Israel has defied international objections and sent tanks into Rafah, which is crowded with Palestinian civilians sheltering near the Egyptian border, seizing early Tuesday a crossing that is the main conduit for aid into the besieged territory.

Mr Biden last criticised Israel publicly in late October, alongside Anthony Albanese at a White House press conference when the prime minister was visiting Washington for a state visit.

“They’re attacking Palestinians in places that they’re entitled to be.
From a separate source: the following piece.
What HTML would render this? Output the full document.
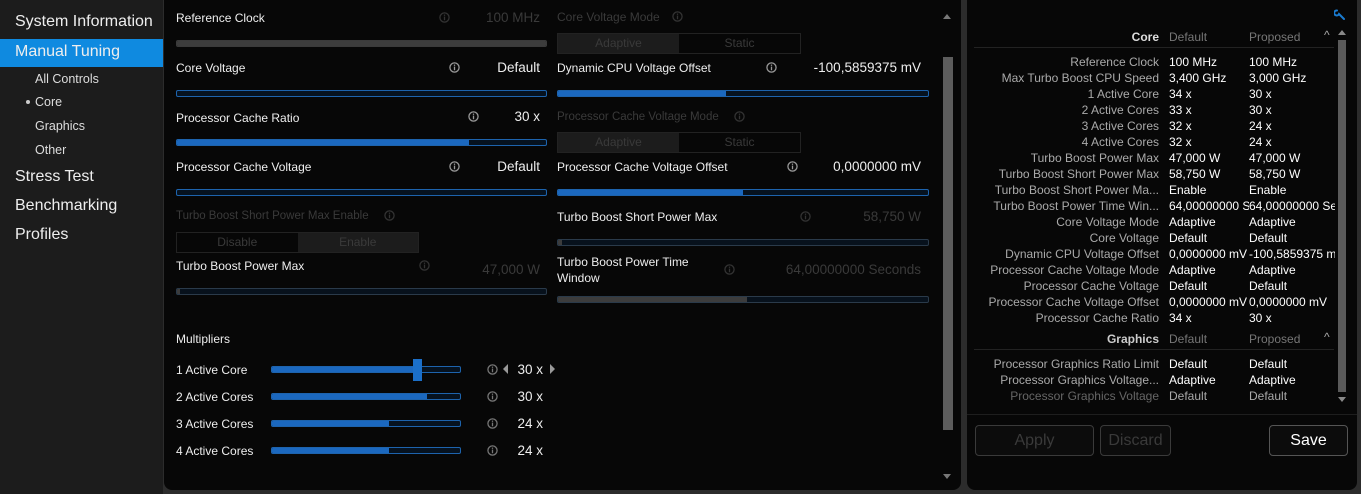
<!DOCTYPE html>
<html><head><meta charset="utf-8"><style>
*{margin:0;padding:0;box-sizing:border-box}
body{width:1361px;height:494px;background:#2c2c2c;font-family:"Liberation Sans",sans-serif;color:#fff;position:relative;overflow:hidden}
.a{position:absolute;white-space:nowrap;line-height:16px}
#side{position:absolute;left:0;top:0;width:163px;height:494px;background:#1c1c1c}
#mid{position:absolute;left:164px;top:0;width:797px;height:490px;background:#070707;border-radius:0 0 8px 8px}
#right{position:absolute;left:967px;top:0;width:390px;height:490px;background:#070707;border-radius:0 0 8px 8px}
.big{font-size:16px;color:#eee;left:15px}
.sub{font-size:12.5px;color:#ddd;left:35px}
.lb{font-size:12px;color:#eee}
.val{font-size:13.5px;color:#eee;text-align:right}
.dim{color:#3a3a3a !important}
.sl{position:absolute;height:7px;border:1px solid #1d63ad;border-radius:2px;background:#06121f;overflow:hidden}
.sl i{position:absolute;left:0;top:0;bottom:0;background:#1b68bf}
.sl.g{border-color:#3a3a3a;background:#111}
.sl.g i{background:#3c3c3c}
.tg{position:absolute;height:21px;border:1px solid #222;display:flex;font-size:12px;color:#3a3a3a}
.tg span{flex:1;text-align:center;line-height:19px}
.tg .on{background:#1c1c1c}
.ic{position:absolute;width:11px;height:11px}
.t{font-size:12px;line-height:16px}
.t div{white-space:nowrap}
.tl{position:absolute;right:178px;color:#aaa;text-align:right}
.td{position:absolute;left:202px;color:#fff}
.tp{position:absolute;left:282px;color:#fff}
.btn{position:absolute;height:31px;border:1px solid #3a3a3a;border-radius:4px;text-align:center;line-height:29px;font-size:16px;color:#3a3a3a;background:#0c0c0c}
</style></head><body>
<svg width="0" height="0" style="position:absolute"><defs><symbol id="inf" viewBox="0 0 12 12"><circle cx="6" cy="6" r="5" fill="none" stroke="currentColor" stroke-width="1.4"/><rect x="5.3" y="5" width="1.4" height="4" fill="currentColor"/><rect x="5.3" y="2.8" width="1.4" height="1.4" fill="currentColor"/></symbol></defs></svg>

<div id="side">
<div style="position:absolute;left:0;top:39px;width:163px;height:28px;background:#0f8ae0"></div>
<div class="a big" style="top:14px">System Information</div>
<div class="a big" style="top:44px">Manual Tuning</div>
<div class="a sub" style="top:71px">All Controls</div>
<div class="a sub" style="top:94px">Core</div>
<div style="position:absolute;left:26px;top:100px;width:4px;height:4px;border-radius:50%;background:#ccc"></div>
<div class="a sub" style="top:118px">Graphics</div>
<div class="a sub" style="top:142px">Other</div>
<div class="a big" style="top:169px">Stress Test</div>
<div class="a big" style="top:198px">Benchmarking</div>
<div class="a big" style="top:227px">Profiles</div>
</div>

<div id="mid"></div>
<div style="position:absolute;left:943px;top:57px;width:10px;height:373px;background:#5c5c5c"></div>
<div style="position:absolute;left:943px;top:14px;width:0;height:0;border-left:4px solid transparent;border-right:4px solid transparent;border-bottom:5px solid #777"></div>
<div style="position:absolute;left:943px;top:474px;width:0;height:0;border-left:4px solid transparent;border-right:4px solid transparent;border-top:5px solid #777"></div>

<div class="a lb" style="left:176px;top:10px">Reference Clock</div>
<svg class="ic" style="left:439px;top:12px;color:#333"><use href="#inf"/></svg>
<div class="a val dim" style="left:440px;width:100px;top:10px">100 MHz</div>
<div class="sl g" style="left:176px;top:40px;width:371px"><i style="width:100%"></i></div>

<div class="a lb" style="left:176px;top:60px">Core Voltage</div>
<svg class="ic" style="left:449px;top:62px;color:#999"><use href="#inf"/></svg>
<div class="a val" style="left:440px;width:100px;top:60px">Default</div>
<div class="sl" style="left:176px;top:90px;width:371px"></div>

<div class="a lb" style="left:176px;top:110px">Processor Cache Ratio</div>
<svg class="ic" style="left:468px;top:111px;color:#999"><use href="#inf"/></svg>
<div class="a val" style="left:440px;width:100px;top:109px">30 x</div>
<div class="sl" style="left:176px;top:139px;width:371px"><i style="width:292px"></i></div>

<div class="a lb" style="left:176px;top:159px">Processor Cache Voltage</div>
<svg class="ic" style="left:449px;top:161px;color:#999"><use href="#inf"/></svg>
<div class="a val" style="left:440px;width:100px;top:159px">Default</div>
<div class="sl" style="left:176px;top:189px;width:371px"></div>

<div class="a lb dim" style="left:176px;top:208px;font-size:11.5px">Turbo Boost Short Power Max Enable</div>
<svg class="ic" style="left:384px;top:210px;color:#333"><use href="#inf"/></svg>
<div class="tg" style="left:176px;top:232px;width:243px"><span>Disable</span><span class="on">Enable</span></div>

<div class="a lb" style="left:176px;top:258px">Turbo Boost Power Max</div>
<svg class="ic" style="left:419px;top:260px;color:#333"><use href="#inf"/></svg>
<div class="a val dim" style="left:440px;width:100px;top:262px">47,000 W</div>
<div class="sl g" style="left:176px;top:288px;width:371px;border-color:#2a3a4a;background:#07111c"><i style="width:3px"></i></div>

<div class="a lb dim" style="left:557px;top:9px">Core Voltage Mode</div>
<svg class="ic" style="left:672px;top:11px;color:#333"><use href="#inf"/></svg>
<div class="tg" style="left:557px;top:33px;width:244px"><span class="on">Adaptive</span><span>Static</span></div>

<div class="a lb" style="left:557px;top:60px">Dynamic CPU Voltage Offset</div>
<svg class="ic" style="left:766px;top:62px;color:#999"><use href="#inf"/></svg>
<div class="a val" style="left:760px;width:161px;top:60px">-100,5859375 mV</div>
<div class="sl" style="left:557px;top:90px;width:372px"><i style="width:168px"></i></div>

<div class="a lb dim" style="left:557px;top:109px;font-size:11.5px">Processor Cache Voltage Mode</div>
<svg class="ic" style="left:734px;top:111px;color:#333"><use href="#inf"/></svg>
<div class="tg" style="left:557px;top:132px;width:244px"><span class="on">Adaptive</span><span>Static</span></div>

<div class="a lb" style="left:557px;top:159px">Processor Cache Voltage Offset</div>
<svg class="ic" style="left:787px;top:161px;color:#999"><use href="#inf"/></svg>
<div class="a val" style="left:760px;width:161px;top:159px">0,0000000 mV</div>
<div class="sl" style="left:557px;top:189px;width:372px"><i style="width:185px"></i></div>

<div class="a lb" style="left:557px;top:209px">Turbo Boost Short Power Max</div>
<svg class="ic" style="left:800px;top:211px;color:#333"><use href="#inf"/></svg>
<div class="a val dim" style="left:800px;width:121px;top:209px">58,750 W</div>
<div class="sl g" style="left:557px;top:239px;width:372px;border-color:#2a3a4a;background:#07111c"><i style="width:4px"></i></div>

<div class="a lb" style="left:557px;top:254px">Turbo Boost Power Time</div>
<div class="a lb" style="left:557px;top:270px">Window</div>
<svg class="ic" style="left:724px;top:264px;color:#333"><use href="#inf"/></svg>
<div class="a val dim" style="left:760px;width:161px;top:262px">64,00000000 Seconds</div>
<div class="sl g" style="left:557px;top:296px;width:372px;border-color:#2a3a4a;background:#07111c"><i style="width:189px"></i></div>

<div class="a lb" style="left:176px;top:331px">Multipliers</div>
<div class="a lb" style="left:176px;top:362px">1 Active Core</div>
<div class="sl" style="left:271px;top:366px;width:190px"><i style="width:145px"></i></div>
<div style="position:absolute;left:413px;top:359px;width:9px;height:22px;background:#1b6fc9"></div>
<svg class="ic" style="left:487px;top:364px;color:#777"><use href="#inf"/></svg>
<div style="position:absolute;left:503px;top:364px;border-top:5px solid transparent;border-bottom:5px solid transparent;border-right:5px solid #999"></div>
<div class="a val" style="left:510px;width:33px;top:362px">30 x</div>
<div style="position:absolute;left:550px;top:364px;border-top:5px solid transparent;border-bottom:5px solid transparent;border-left:5px solid #999"></div>

<div class="a lb" style="left:176px;top:389px">2 Active Cores</div>
<div class="sl" style="left:271px;top:393px;width:190px"><i style="width:155px"></i></div>
<svg class="ic" style="left:487px;top:391px;color:#777"><use href="#inf"/></svg>
<div class="a val" style="left:510px;width:33px;top:389px">30 x</div>

<div class="a lb" style="left:176px;top:416px">3 Active Cores</div>
<div class="sl" style="left:271px;top:420px;width:190px"><i style="width:117px"></i></div>
<svg class="ic" style="left:487px;top:418px;color:#777"><use href="#inf"/></svg>
<div class="a val" style="left:510px;width:33px;top:416px">24 x</div>

<div class="a lb" style="left:176px;top:443px">4 Active Cores</div>
<div class="sl" style="left:271px;top:447px;width:190px"><i style="width:117px"></i></div>
<svg class="ic" style="left:487px;top:445px;color:#777"><use href="#inf"/></svg>
<div class="a val" style="left:510px;width:33px;top:443px">24 x</div>

<div id="right">
<svg style="position:absolute;left:367px;top:9px" width="12" height="12" viewBox="0 0 12 12"><path d="M3 1.5 A2.5 2.5 0 1 0 5 5 L10 10" stroke="#1a7bd0" stroke-width="2" fill="none" stroke-linecap="round"/></svg>
<div style="position:absolute;left:7px;top:47px;width:360px;height:1px;background:#222"></div>
<div class="a t" style="right:198px;top:29px;color:#ddd;font-weight:bold">Core</div>
<div class="a t" style="left:202px;top:29px;color:#777">Default</div>
<div class="a t" style="left:282px;top:29px;color:#777">Proposed</div>
<div class="a t" style="left:357px;top:27px;color:#aaa">^</div>
<div style="position:absolute;left:371px;top:30px;border-left:4px solid transparent;border-right:4px solid transparent;border-bottom:5px solid #888"></div>
<div style="position:absolute;left:371px;top:397px;border-left:4px solid transparent;border-right:4px solid transparent;border-top:5px solid #888"></div>
<div style="position:absolute;left:371px;top:40px;width:8px;height:352px;background:#5a5a5a"></div>
<div class="t" style="position:absolute;left:0;top:54px;width:370px;height:275px;overflow:hidden">
<div class="tl" style="top:0">Reference Clock</div><div class="td" style="top:0">100 MHz</div><div class="tp" style="top:0">100 MHz</div>
<div class="tl" style="top:16px">Max Turbo Boost CPU Speed</div><div class="td" style="top:16px">3,400 GHz</div><div class="tp" style="top:16px">3,000 GHz</div>
<div class="tl" style="top:32px">1 Active Core</div><div class="td" style="top:32px">34 x</div><div class="tp" style="top:32px">30 x</div>
<div class="tl" style="top:48px">2 Active Cores</div><div class="td" style="top:48px">33 x</div><div class="tp" style="top:48px">30 x</div>
<div class="tl" style="top:64px">3 Active Cores</div><div class="td" style="top:64px">32 x</div><div class="tp" style="top:64px">24 x</div>
<div class="tl" style="top:80px">4 Active Cores</div><div class="td" style="top:80px">32 x</div><div class="tp" style="top:80px">24 x</div>
<div class="tl" style="top:96px">Turbo Boost Power Max</div><div class="td" style="top:96px">47,000 W</div><div class="tp" style="top:96px">47,000 W</div>
<div class="tl" style="top:112px">Turbo Boost Short Power Max</div><div class="td" style="top:112px">58,750 W</div><div class="tp" style="top:112px">58,750 W</div>
<div class="tl" style="top:128px">Turbo Boost Short Power Ma...</div><div class="td" style="top:128px">Enable</div><div class="tp" style="top:128px">Enable</div>
<div class="tl" style="top:144px">Turbo Boost Power Time Win...</div><div class="td" style="top:144px;width:80px;overflow:hidden">64,00000000 Seconds</div><div class="tp" style="top:144px;width:86px;overflow:hidden">64,00000000 Seconds</div>
<div class="tl" style="top:160px">Core Voltage Mode</div><div class="td" style="top:160px">Adaptive</div><div class="tp" style="top:160px">Adaptive</div>
<div class="tl" style="top:176px">Core Voltage</div><div class="td" style="top:176px">Default</div><div class="tp" style="top:176px">Default</div>
<div class="tl" style="top:192px">Dynamic CPU Voltage Offset</div><div class="td" style="top:192px">0,0000000 mV</div><div class="tp" style="top:192px;width:86px;overflow:hidden">-100,5859375 mV</div>
<div class="tl" style="top:208px">Processor Cache Voltage Mode</div><div class="td" style="top:208px">Adaptive</div><div class="tp" style="top:208px">Adaptive</div>
<div class="tl" style="top:224px">Processor Cache Voltage</div><div class="td" style="top:224px">Default</div><div class="tp" style="top:224px">Default</div>
<div class="tl" style="top:240px">Processor Cache Voltage Offset</div><div class="td" style="top:240px">0,0000000 mV</div><div class="tp" style="top:240px">0,0000000 mV</div>
<div class="tl" style="top:256px">Processor Cache Ratio</div><div class="td" style="top:256px">34 x</div><div class="tp" style="top:256px">30 x</div>
</div>
<div style="position:absolute;left:7px;top:349px;width:360px;height:1px;background:#222"></div>
<div class="a t" style="right:198px;top:331px;color:#ccc;font-weight:bold">Graphics</div>
<div class="a t" style="left:202px;top:331px;color:#777">Default</div>
<div class="a t" style="left:282px;top:331px;color:#777">Proposed</div>
<div class="a t" style="left:357px;top:329px;color:#aaa">^</div>
<div class="t" style="position:absolute;left:0;top:356px;width:370px;height:50px">
<div class="tl" style="top:0">Processor Graphics Ratio Limit</div><div class="td" style="top:0">Default</div><div class="tp" style="top:0">Default</div>
<div class="tl" style="top:16px">Processor Graphics Voltage...</div><div class="td" style="top:16px">Adaptive</div><div class="tp" style="top:16px">Adaptive</div>
<div class="tl" style="top:32px;color:#666">Processor Graphics Voltage</div><div class="td" style="top:32px;color:#aaa">Default</div><div class="tp" style="top:32px;color:#aaa">Default</div>
</div>
<div style="position:absolute;left:0;top:414px;width:390px;height:1px;background:#1e1e1e"></div>
<div class="btn" style="left:8px;top:425px;width:119px">Apply</div>
<div class="btn" style="left:133px;top:425px;width:71px">Discard</div>
<div class="btn" style="left:302px;top:425px;width:79px;color:#fff;border-color:#555">Save</div>
</div>
</body></html>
It has to stop that have to be held accountable, it has to stop now,” Mr Biden then said, referring to reports Israel had continued to send Israeli settlers into the West Bank contrary to UN resolutions an US wishes.

The Israeli military said Wednesday it was reopening another major aid crossing into Gaza, Kerem Shalom, as well as the Erez crossing.

But the UN agency for Palestinian refugees, UNRWA, said the Kerem Shalom crossing – which Israel shut after a rocket attack killed four soldiers on Sunday – remained closed.

Former US Secretary of State John Kerry in December 2016, the tail end of the Obama administration, admonished Israel for taking US support for granted.

“Regrettably, some seem to believe that the U.S. friendship means the US must accept any policy, regardless of our own interests, our own positions, our own words, our own principles – even after urging again and again that the policy must change. Friends need to tell each other the hard truths, and friendships require mutual respect,” he said in what was a controversial speech at the time.